I’ve made a pastime out of putting weird ingredients into The.Boy’s food and then waiting for him to eat it before telling him.
I figure it’s only fair since he’s made it a pastime to scream at the television while watching various History Channel documentaries. Case in point – “James K. Polk was the most politically badass president”.
That is a direct quote.
Of course, it only really works if he knows what the “special” ingredients are to begin with.

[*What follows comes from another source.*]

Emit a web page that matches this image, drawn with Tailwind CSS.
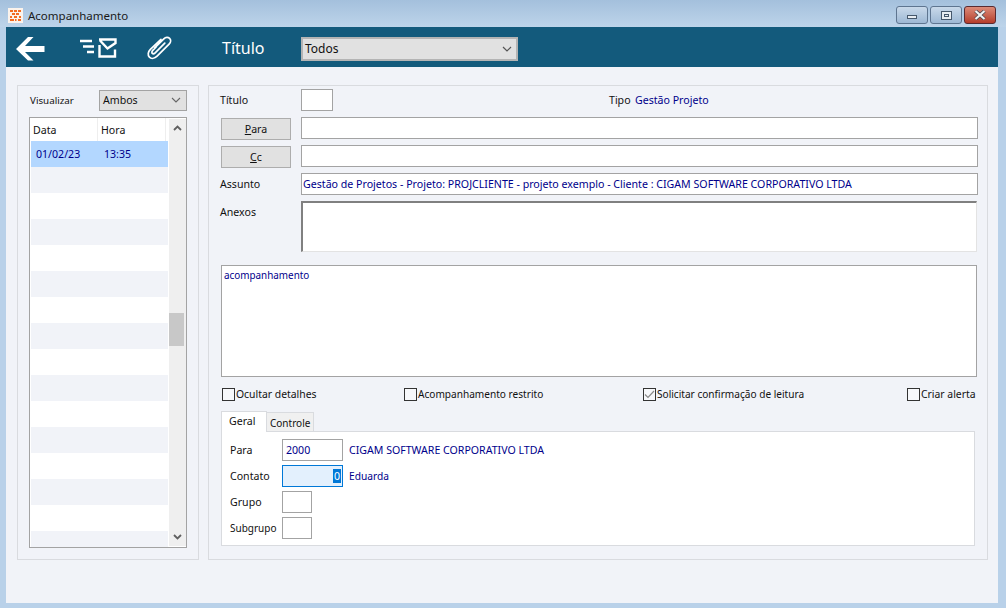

So, when I put these pancakes smothered in spiced-but-not-too-spicy roasted carrots, sweet potatoes, and feta in front of him, watched him inhale them, and then told him there was chickpea flour in them. And his response was a blank and confused stare and not a look of horror?
Not really what I was going for.
But, given that it means that I made a GLUTEN-FREE pancake that was totally undiscernable from its wheat-filled counterpart? I’ll take it.

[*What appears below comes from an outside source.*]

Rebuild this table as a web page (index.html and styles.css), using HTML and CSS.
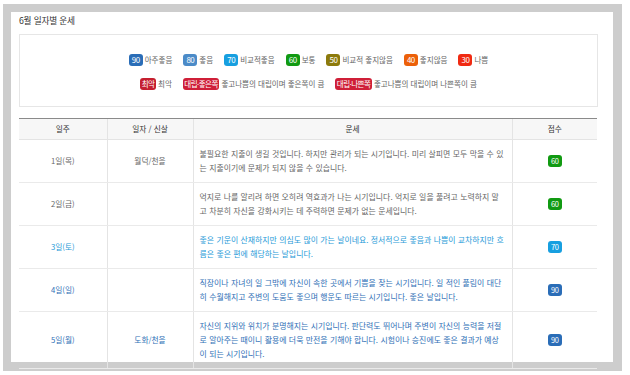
FILE: index.html
```html
<!DOCTYPE html>
<html lang="ko">
<head>
<meta charset="utf-8">
<title>6월 일자별 운세</title>
<link rel="stylesheet" href="styles.css">
</head>
<body>
<div class="frame">
  <div class="panel">
    <h2 class="title">6월 일자별 운세</h2>
    <div class="legend">
      <div class="legend-row">
        <span class="item"><span class="badge s90">90</span>아주좋음</span>
        <span class="item"><span class="badge s80">80</span>좋음</span>
        <span class="item"><span class="badge s70">70</span>비교적좋음</span>
        <span class="item"><span class="badge s60">60</span>보통</span>
        <span class="item"><span class="badge s50">50</span>비교적 좋지않음</span>
        <span class="item"><span class="badge s40">40</span>좋지않음</span>
        <span class="item"><span class="badge s30">30</span>나쁨</span>
      </div>
      <div class="legend-row">
        <span class="item"><span class="badge worst">최악</span>최악</span>
        <span class="item"><span class="badge conflict">대립·좋은쪽</span>좋고나쁨의 대립이며 좋은쪽이 큼</span>
        <span class="item"><span class="badge conflict">대립·나쁜쪽</span>좋고나쁨의 대립이며 나쁜쪽이 큼</span>
      </div>
    </div>
    <table class="fortune">
      <colgroup>
        <col class="c1"><col class="c2"><col class="c3"><col class="c4">
      </colgroup>
      <thead>
        <tr><th>일주</th><th>일자 / 신살</th><th>운세</th><th>점수</th></tr>
      </thead>
      <tbody>
        <tr class="t-gray">
          <td>1일(목)</td><td>월덕/천을</td>
          <td class="desc">불필요한 지출이 생길 것입니다. 하지만 관리가 되는 시기입니다. 미리 살피면 모두 막을 수 있는 지출이기에 문제가 되지 않을 수 있습니다.</td>
          <td><span class="badge s60">60</span></td>
        </tr>
        <tr class="t-gray">
          <td>2일(금)</td><td></td>
          <td class="desc">억지로 나를 알리려 하면 오히려 역효과가 나는 시기입니다. 억지로 일을 풀려고 노력하지 말고 차분히 자신을 강화시키는 데 주력하면 문제가 없는 운세입니다.</td>
          <td><span class="badge s60">60</span></td>
        </tr>
        <tr class="t-sky">
          <td>3일(토)</td><td></td>
          <td class="desc">좋은 기운이 산재하지만 의심도 많이 가는 날이네요. 정서적으로 좋음과 나쁨이 교차하지만 흐름은 좋은 편에 해당하는 날입니다.</td>
          <td><span class="badge s70">70</span></td>
        </tr>
        <tr class="t-blue">
          <td>4일(일)</td><td></td>
          <td class="desc">직장이나 자녀의 일 그밖에 자신이 속한 곳에서 기쁨을 찾는 시기입니다. 일 적인 풀림이 대단히 수월해지고 주변의 도움도 좋으며 행운도 따르는 시기입니다. 좋은 날입니다.</td>
          <td><span class="badge s90">90</span></td>
        </tr>
        <tr class="t-blue">
          <td>5일(월)</td><td>도화/천을</td>
          <td class="desc">자신의 지위와 위치가 분명해지는 시기입니다. 판단력도 뛰어나며 주변이 자신의 능력을 저절로 알아주는 때이니 활용에 더욱 만전을 기해야 합니다. 시험이나 승진에도 좋은 결과가 예상이 되는 시기입니다.</td>
          <td><span class="badge s90">90</span></td>
        </tr>
      </tbody>
    </table>
  </div>
</div>
</body>
</html>
```
FILE: styles.css
```css
* { box-sizing: border-box; }
html, body {
  margin: 0;
  background: #ffffff;
  font-family: "Noto Sans CJK KR", "Noto Sans", sans-serif;
  color: #555;
}
body { padding: 4px 0 0 3px; }

.frame {
  width: 619px;
  height: 367px;
  background: #cdcdcd;
  padding: 8px;
}
.panel {
  width: 602px;
  height: 350px;
  background: #fff;
  padding: 0 15px 0 8px;
}
.title {
  margin: 0;
  padding-top: 2px;
  height: 22px;
  font-size: 8.7px;
  font-weight: normal;
  line-height: 14px;
  color: #333;
  letter-spacing: -0.2px;
}
.legend {
  border: 1px solid #e6e6e6;
  height: 73px;
  display: flex;
  flex-direction: column;
  align-items: center;
  padding-top: 19px;
  gap: 12px;
}
.legend-row {
  display: flex;
  gap: 11px;
  align-items: center;
  font-size: 7.5px;
  color: #666;
  line-height: 12px;
}
.item {
  display: flex;
  align-items: center;
  gap: 2px;
}
.badge {
  display: inline-block;
  color: #fff;
  font-size: 8px;
  line-height: 12px;
  height: 12px;
  padding: 0 1.5px;
  border-radius: 3px;
  letter-spacing: -0.5px;
  min-width: 14px;
  text-align: center;
}
.s90 { background: #2a6db7; }
.s80 { background: #4b8bc8; }
.s70 { background: #179fe0; }
.s60 { background: #119a12; }
.s50 { background: #8c7a0c; }
.s40 { background: #ec6009; }
.s30 { background: #f02a12; }
.worst { background: #c51f2f; font-size: 7.5px; }
.conflict { background: #cf1f38; font-size: 7.5px; }

.fortune {
  margin-top: 11px;
  width: 578px;
  border-collapse: collapse;
  table-layout: fixed;
  font-size: 7.7px;
  line-height: 14px;
}
.c1 { width: 88px; }
.c2 { width: 86px; }
.c3 { width: 319px; }
.c4 { width: 85px; }
.fortune th {
  background: #f7f7f7;
  border-top: 1px solid #8a8a8a;
  border-bottom: 1px solid #e4e4e4;
  border-left: 1px solid #e4e4e4;
  height: 21px;
  font-weight: normal;
  color: #333;
  padding: 0;
  text-align: center;
  font-size: 7.7px;
}
.fortune td {
  border-bottom: 1px solid #eaeaea;
  border-left: 1px solid #e4e4e4;
  text-align: center;
  padding: 7px 6px;
  vertical-align: middle;
}
.fortune th:first-child, .fortune td:first-child { border-left: none; }
.fortune td.desc { text-align: left; font-size: 7.9px; word-spacing: 0.17px; }
.fortune td .badge { font-size: 7.5px; }

.t-gray td { color: #666; }
.t-sky td { color: #1f9ad8; }
.t-blue td { color: #2f6fb6; }
```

These are absolutely perfect served as brunch fare, and would be made all the better with a poached egg on top.
And if you choose to play the “guess the ingredient” game with whoever you’re serving them to?

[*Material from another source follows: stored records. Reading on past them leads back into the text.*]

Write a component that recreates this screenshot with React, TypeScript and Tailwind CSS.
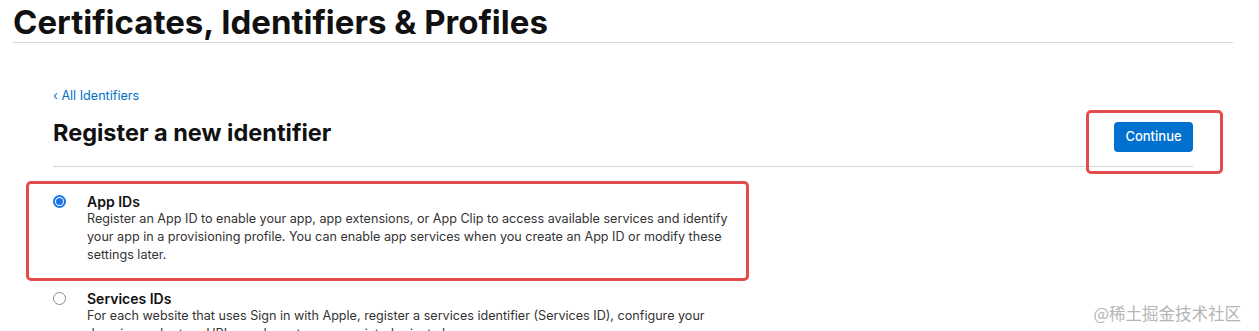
import React from 'react';

const font = { fontFamily: 'Inter, "Noto Sans", "Liberation Sans", sans-serif' };

function Radio({ checked }: { checked?: boolean }) {
  return checked ? (
    <span className="mt-[2px] flex h-[13px] w-[13px] shrink-0 items-center justify-center rounded-full border-[2px] border-[#1a73e8] bg-white">
      <span className="h-[7px] w-[7px] rounded-full bg-[#1a73e8]" />
    </span>
  ) : (
    <span className="mt-[2px] h-[13px] w-[13px] shrink-0 rounded-full border border-[#8a8a8a] bg-white" />
  );
}

const options = [
  {
    title: 'App IDs',
    checked: true,
    desc: 'Register an App ID to enable your app, app extensions, or App Clip to access available services and identify your app in a provisioning profile. You can enable app services when you create an App ID or modify these settings later.',
  },
  {
    title: 'Services IDs',
    checked: false,
    desc: 'For each website that uses Sign in with Apple, register a services identifier (Services ID), configure your domains and return URLs, and create an associated private key.',
  },
];

export default function App() {
  return (
    <div className="relative h-[331px] w-[1259px] overflow-hidden bg-white text-[#1d1d1f]" style={font}>
      <div className="ml-[13px] mr-[26px] border-b border-[#d6d6d6] pt-[3px] pb-[1px]">
        <h1 className="text-[33px] font-bold leading-[38px] tracking-[0px] text-[#111]">
          Certificates, Identifiers &amp; Profiles
        </h1>
      </div>

      <div className="ml-[53px] mr-[66px] pt-[45px]">
        <a className="block text-[12.6px] leading-[16px] text-[#0070c9]">‹ All Identifiers</a>
        <div className="flex items-start justify-between border-b border-[#d6d6d6] pt-[14px] pb-[14px]">
          <h2 className="text-[23.5px] font-bold leading-[30px] text-[#111]">Register a new identifier</h2>
          <div className="relative">
            <button className="mt-[4px] h-[30px] w-[79px] rounded-[4px] bg-[#0071ce] text-[13px] font-medium text-white">
              Continue
            </button>
            <div className="pointer-events-none absolute -top-[8px] -left-[28px] h-[64px] w-[137px] rounded-[5px] border-[3px] border-[#e34c4c]" />
          </div>
        </div>
      </div>

      <div className="ml-[26px] mt-[14px] flex flex-col">
        {options.map((o, i) => (
          <div
            key={i}
            className={
              i === 0
                ? 'w-[723px] rounded-[5px] border-[3px] border-[#e34c4c] pt-[9px] pb-[14px] pl-[24px] pr-[10px]'
                : 'w-[723px] pt-[9px] pl-[27px] pr-[13px]'
            }
          >
            <div className="flex gap-[21px]">
              <Radio checked={o.checked} />
              <div className="w-[650px]">
                <div className="text-[14px] font-semibold leading-[17px] text-[#111]">{o.title}</div>
                <p className="text-[12.6px] leading-[18px] text-[#333]">{o.desc}</p>
              </div>
            </div>
          </div>
        ))}
      </div>

      <div
        className="absolute right-[18px] bottom-[5px] text-[16.5px] text-[#b5b5b5]"
        style={{ fontFamily: '"Noto Sans CJK SC", "Noto Sans", sans-serif' }}
      >
        @稀土掘金技术社区
      </div>
    </div>
  );
}
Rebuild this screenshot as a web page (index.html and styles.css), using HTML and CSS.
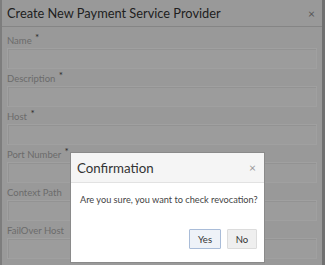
FILE: index.html
```html
<!DOCTYPE html>
<html>
<head>
<meta charset="utf-8">
<link rel="stylesheet" href="styles.css">
</head>
<body>
<div class="dialog">
  <div class="dialog-header">
    <span class="dialog-title">Create New Payment Service Provider</span>
    <span class="close">×</span>
  </div>
  <div class="dialog-body">
    <div class="field"><label>Name <span class="req">*</span></label><div class="input"></div></div>
    <div class="field"><label>Description <span class="req">*</span></label><div class="input"></div></div>
    <div class="field"><label>Host <span class="req">*</span></label><div class="input"></div></div>
    <div class="field"><label>Port Number <span class="req">*</span></label><div class="input"></div></div>
    <div class="field"><label>Context Path</label><div class="input"></div></div>
    <div class="field"><label>FailOver Host</label><div class="input"></div></div>
  </div>
</div>
<div class="overlay"></div>
<div class="modal">
  <div class="modal-header">
    <span class="modal-title">Confirmation</span>
    <span class="modal-close">×</span>
  </div>
  <div class="modal-body">Are you sure, you want to check revocation?</div>
  <div class="modal-footer">
    <button class="btn btn-primary">Yes</button>
    <button class="btn">No</button>
  </div>
</div>
</body>
</html>
```
FILE: styles.css
```css
html, body {
  margin: 0;
  padding: 0;
  height: 100%;
  overflow: hidden;
}
body {
  font-family: Lato, "Open Sans", sans-serif;
  background: #f2f2f2;
}
.dialog {
  box-sizing: border-box;
  width: 325px;
  height: 265px;
  background: #f0f0f0;
  border-left: 2px solid #c4c4c4;
  border-right: 3px solid #b0b0b0;
}
.dialog-header {
  height: 26px;
  border-bottom: 1px solid #d0d0d0;
  display: flex;
  align-items: center;
  justify-content: space-between;
  padding: 0 7px 0 5px;
}
.dialog-title {
  font-size: 12.8px;
  color: #333;
}
.close {
  font-size: 12px;
  color: #888;
}
.dialog-body {
  padding: 6px 5px 0 5px;
  display: flex;
  flex-direction: column;
  gap: 2px;
}
.field {
  display: flex;
  flex-direction: column;
}
.field label {
  font-size: 9.5px;
  line-height: 15px;
  height: 15px;
  color: #a8a8a8;
}
.req {
  color: #444;
  font-size: 10px;
  position: relative;
  top: -3px;
  margin-left: 1px;
}
.input {
  height: 19px;
  border: 1px solid #fafafa;
  background: #f4f4f4;
  box-shadow: inset 1px 1px 0 #e6e6e6;
}
.overlay {
  position: absolute;
  inset: 0;
  background: rgba(0, 0, 0, 0.36);
}
.modal {
  position: absolute;
  left: 70px;
  top: 152px;
  width: 195px;
  height: 111px;
  box-sizing: border-box;
  background: #fff;
  border: 1px solid #8a8a8a;
  display: flex;
  flex-direction: column;
}
.modal-header {
  height: 30px;
  box-sizing: border-box;
  background: #f5f5f5;
  border-bottom: 1px solid #e2e2e2;
  display: flex;
  align-items: center;
  justify-content: space-between;
  padding: 0 8px 0 6px;
}
.modal-title {
  font-size: 13.3px;
  color: #333;
}
.modal-close {
  font-size: 12px;
  color: #999;
}
.modal-body {
  font-size: 9.2px;
  color: #444;
  padding: 11px 0 0 9px;
  flex: 1;
  white-space: nowrap;
}
.modal-footer {
  display: flex;
  justify-content: flex-end;
  gap: 6px;
  padding: 0 7px 13px 0;
}
.btn {
  font-family: Lato, "Open Sans", sans-serif;
  font-size: 9.5px;
  color: #333;
  height: 20px;
  width: 30px;
  padding: 0;
  background: #efefef;
  border: 1px solid #dcdcdc;
  border-radius: 1px;
}
.btn-primary {
  width: 32px;
  background: #eef2f8;
  border-color: #a9bcd8;
}
```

No shame in that. It’s half the fun, after all.
One year ago…Red Lentil Dal with Charred Onions
Three years ago…Red Velvet Black and White Cookies
Four years ago…Snickerdoodles
Five years ago…Shells with Turkey Sausage and Broccoli Rabe
- 2 cups chickpea flour
- 2 cups buttermilk
- 1 tsp baking powder
- ½ tsp salt
- 1 tbsp nut butter
- 3 tbsp olive oil
- 6 carrots, peeled and cut into ½-inch dice
- 1 medium sweet potato, peeled and cut into ½-inch dice
- 2 tbsp olive oil
- ½ tsp smoked paprika
- ½ tsp cinnamon
- ¼ tsp chipotle chili powder
- ¼ tsp cumin
- salt, to taste
- 4 oz feta cheese, crumbled
- Heat oven to 400.
- In a large bowl, toss together the carrot and sweet potato cubes with the olive oil, smoked paprika, cinnamon, chili powder, and cumin. Spread over a parchment-lined baking sheet and sprinkle with salt. Roast for 20-30 minutes or until tender.
- Meanwhile, in a large bowl, whisk together the chickpea flour, buttermilk, baking powder, salt, nut butter and olive oil. Let sit for 10 minutes.
- Spread a layer of butter on a nonstick skillet and heat over medium heat. Pour a scant ¼ cup of pancake batter into the skillet for each pancake, making sure not to crowd the pan. Cook until small bubbles start to form on the top of the pancakes and the edges start to be golden brown. Flip and cook for another few minutes, until golden brown. Transfer to a plate and repeat with remaining batter.
- Serve pancakes topped with the roasted veggies and a sprinkling of feta.